• [What to do]: Could you transcribe every record below exactly as written, leaving out any pictures?

**** Stored rows ****

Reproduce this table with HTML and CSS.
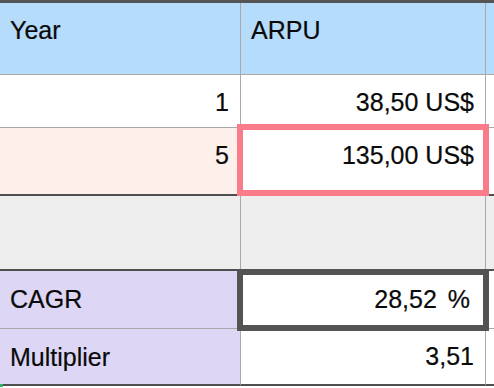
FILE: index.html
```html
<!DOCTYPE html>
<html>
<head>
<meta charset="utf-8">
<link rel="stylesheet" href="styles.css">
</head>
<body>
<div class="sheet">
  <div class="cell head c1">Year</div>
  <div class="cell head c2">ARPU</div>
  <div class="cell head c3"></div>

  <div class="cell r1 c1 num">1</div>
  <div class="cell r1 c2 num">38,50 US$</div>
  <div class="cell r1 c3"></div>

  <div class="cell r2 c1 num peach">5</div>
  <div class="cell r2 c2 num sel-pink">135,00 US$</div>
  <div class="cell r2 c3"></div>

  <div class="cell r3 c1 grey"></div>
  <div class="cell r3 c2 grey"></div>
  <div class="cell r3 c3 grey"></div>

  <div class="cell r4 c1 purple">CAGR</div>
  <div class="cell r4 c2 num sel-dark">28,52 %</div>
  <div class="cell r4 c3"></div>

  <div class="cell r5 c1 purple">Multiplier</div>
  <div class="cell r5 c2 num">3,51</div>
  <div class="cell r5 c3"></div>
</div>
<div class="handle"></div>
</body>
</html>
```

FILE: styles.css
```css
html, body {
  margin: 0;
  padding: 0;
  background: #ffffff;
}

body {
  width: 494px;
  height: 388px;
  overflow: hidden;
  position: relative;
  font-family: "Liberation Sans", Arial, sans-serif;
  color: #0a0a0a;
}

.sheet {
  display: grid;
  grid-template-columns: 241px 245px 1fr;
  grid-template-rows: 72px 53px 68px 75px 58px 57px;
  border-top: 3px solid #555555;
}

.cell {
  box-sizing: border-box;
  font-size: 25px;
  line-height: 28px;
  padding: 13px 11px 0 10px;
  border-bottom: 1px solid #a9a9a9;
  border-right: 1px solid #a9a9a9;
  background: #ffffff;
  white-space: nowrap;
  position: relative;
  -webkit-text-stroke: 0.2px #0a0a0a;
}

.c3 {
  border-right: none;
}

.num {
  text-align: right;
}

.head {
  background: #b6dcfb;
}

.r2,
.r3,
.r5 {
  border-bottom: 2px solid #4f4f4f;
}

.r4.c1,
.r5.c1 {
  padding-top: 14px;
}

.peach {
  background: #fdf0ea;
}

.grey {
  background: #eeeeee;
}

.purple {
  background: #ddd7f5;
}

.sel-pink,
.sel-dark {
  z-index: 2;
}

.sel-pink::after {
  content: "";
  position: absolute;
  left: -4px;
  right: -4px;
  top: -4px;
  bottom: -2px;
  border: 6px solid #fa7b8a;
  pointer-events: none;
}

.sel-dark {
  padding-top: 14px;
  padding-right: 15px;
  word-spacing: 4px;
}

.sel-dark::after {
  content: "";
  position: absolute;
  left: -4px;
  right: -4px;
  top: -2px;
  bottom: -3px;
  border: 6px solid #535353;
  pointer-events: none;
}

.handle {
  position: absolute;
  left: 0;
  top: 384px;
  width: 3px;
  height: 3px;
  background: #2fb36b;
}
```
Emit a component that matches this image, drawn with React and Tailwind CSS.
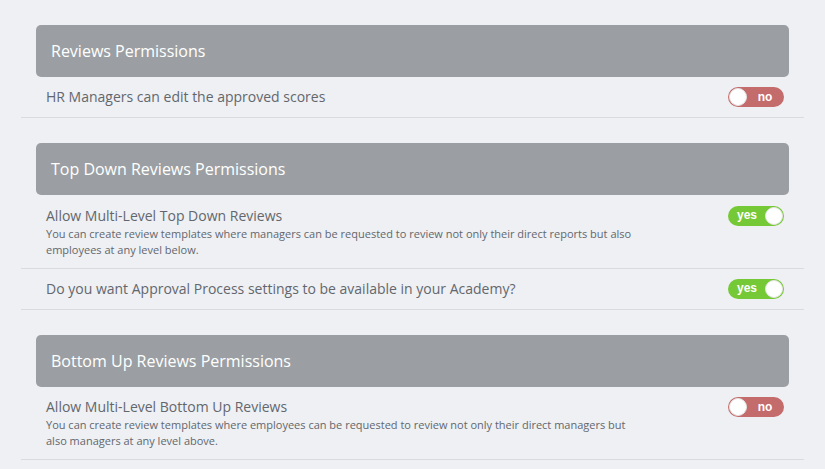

****

• [Final result]:
Reproduce this table with HTML and CSS.
FILE: index.html
```html
<!DOCTYPE html>
<html>
<head>
<meta charset="utf-8">
<link rel="stylesheet" href="styles.css">
</head>
<body>
<div class="sheet">
  <div class="cell head c1">Year</div>
  <div class="cell head c2">ARPU</div>
  <div class="cell head c3"></div>

  <div class="cell r1 c1 num">1</div>
  <div class="cell r1 c2 num">38,50 US$</div>
  <div class="cell r1 c3"></div>

  <div class="cell r2 c1 num peach">5</div>
  <div class="cell r2 c2 num sel-pink">135,00 US$</div>
  <div class="cell r2 c3"></div>

  <div class="cell r3 c1 grey"></div>
  <div class="cell r3 c2 grey"></div>
  <div class="cell r3 c3 grey"></div>

  <div class="cell r4 c1 purple">CAGR</div>
  <div class="cell r4 c2 num sel-dark">28,52 %</div>
  <div class="cell r4 c3"></div>

  <div class="cell r5 c1 purple">Multiplier</div>
  <div class="cell r5 c2 num">3,51</div>
  <div class="cell r5 c3"></div>
</div>
<div class="handle"></div>
</body>
</html>
```

FILE: styles.css
```css
html, body {
  margin: 0;
  padding: 0;
  background: #ffffff;
}

body {
  width: 494px;
  height: 388px;
  overflow: hidden;
  position: relative;
  font-family: "Liberation Sans", Arial, sans-serif;
  color: #0a0a0a;
}

.sheet {
  display: grid;
  grid-template-columns: 241px 245px 1fr;
  grid-template-rows: 72px 53px 68px 75px 58px 57px;
  border-top: 3px solid #555555;
}

.cell {
  box-sizing: border-box;
  font-size: 25px;
  line-height: 28px;
  padding: 13px 11px 0 10px;
  border-bottom: 1px solid #a9a9a9;
  border-right: 1px solid #a9a9a9;
  background: #ffffff;
  white-space: nowrap;
  position: relative;
  -webkit-text-stroke: 0.2px #0a0a0a;
}

.c3 {
  border-right: none;
}

.num {
  text-align: right;
}

.head {
  background: #b6dcfb;
}

.r2,
.r3,
.r5 {
  border-bottom: 2px solid #4f4f4f;
}

.r4.c1,
.r5.c1 {
  padding-top: 14px;
}

.peach {
  background: #fdf0ea;
}

.grey {
  background: #eeeeee;
}

.purple {
  background: #ddd7f5;
}

.sel-pink,
.sel-dark {
  z-index: 2;
}

.sel-pink::after {
  content: "";
  position: absolute;
  left: -4px;
  right: -4px;
  top: -4px;
  bottom: -2px;
  border: 6px solid #fa7b8a;
  pointer-events: none;
}

.sel-dark {
  padding-top: 14px;
  padding-right: 15px;
  word-spacing: 4px;
}

.sel-dark::after {
  content: "";
  position: absolute;
  left: -4px;
  right: -4px;
  top: -2px;
  bottom: -3px;
  border: 6px solid #535353;
  pointer-events: none;
}

.handle {
  position: absolute;
  left: 0;
  top: 384px;
  width: 3px;
  height: 3px;
  background: #2fb36b;
}
```
Emit a component that matches this image, drawn with React and Tailwind CSS.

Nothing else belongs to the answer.